The Expanse's cancellation was slightly unexpected, with the show drawing immense critical buzz of the kind that SyFy has not enjoyed since the second and early third season of Battlestar Galactica, well over a decade ago. First-run ratings were not as strong as might be wished given the show's relatively high budget (at between $4 and $5 million per episode, the show cost almost twice to make as BSG), but of course the metrics of how ratings are measured have changed dramatically in the last few years. By all accounts The Expanse also enjoyed healthy streams and sales through Amazon.
A key factor in the decision was the show's overseas performance and how it's finances are calculated. SyFy was not produced inhouse but was instead financed and produced by Alcon Entertainment and sold to SyFy. SyFy only had first-run transmission rights in the United States, with Alcon able to sell streaming rights to Amazon and international rights to Netflix. However, SyFy insisted on a six-month delay before Netflix could stream the show, despite overseas viewers having no other legal way of watching the show and thus there would have been no cannibalising of SyFy's US viewership. This decision seems to have cost the show international viewership, with hardcore international fans of the series downloading and torrenting the show long before it could be seen legally.
As a result, SyFy's deal meant that The Expanse's success was extremely dependent on first-run viewing figures and with these running at around 1 to 1.2 million per episode in Season 3, these figures were insufficient to support the high cost of the show (compared to SyFy's inhouse programming, such as the considerably cheaper - and vastly cheaper-looking - The Magicians).
Alcon Entertainment are shopping the show to other networks, which means that they may be able to find the show a new home elsewhere. Netflix may or may not be interested, given the lukewarm international figures. Amazon, who have recently been picking up almost every single SF and fantasy property of note (including Wheel of Time, Conan the Barbarian, Lord of the Rings, Ringworld, The Three-Body Problem and Snow Crash), may be a safer bet. Amazon in particular would find The Expanse's budget to be relatively cheap by their standards and they would probably prefer to have a show they can get on the air every year rather than waiting 18-24 months between seasons (The Expanse has gone about 14 months between each season). The momentum of just being able to continue production immediately rather than ramping up on a new show may also be attractive.
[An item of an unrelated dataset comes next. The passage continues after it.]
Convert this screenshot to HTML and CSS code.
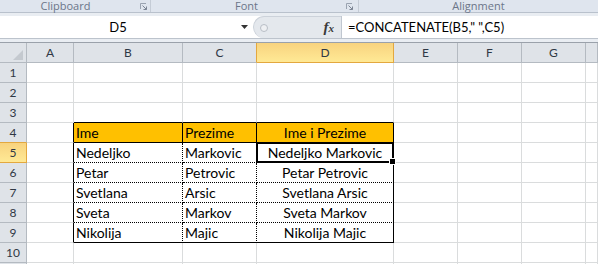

Meanwhile, Fox have cancelled Brooklyn Nine-Nine, their most critically-acclaimed comedy series. Brooklyn Nine-Nine's cancellation was more widely expected, with the show's viewing figures dropping by over half over its five-season run. Some fans were hoping for a reprieve, as viewing figures held relatively firm from Season 4 to Season 5 and the show enjoys widespread global popularity (in the UK it unusually has both reasonable audiences on Channel 4 and then again on Netflix). However, Fox have decided to swap out one of their TV drama nights for sports, which rendered the point moot. A whole swathe of other shows (such as Last Man on Earth) have also been axed to make room for this change in the schedule.
There has been hope that the show might be saved. Netflix are a possibility based on their success with the show internationally, and compared to most of their shows Brooklyn Nine-Nine would be incredibly cheap to make, as well as easily being able to get on the air every year. However, it's unclear if Fox would be willing to make the show for a company they are increasingly seeing as an adversary in the marketplace.
Possibly more likely is US streaming service Hulu. Hulu are are looking to beef up an original programming lineup strengthened by The Handmaid's Tale. Provisional talks between Hulu and Fox have already apparently taken place, with interest from other parties.
Hopefully both shows are saved, particularly The Expanse which was roughly only a third of the way through adapting James S.A. Corey's novel series.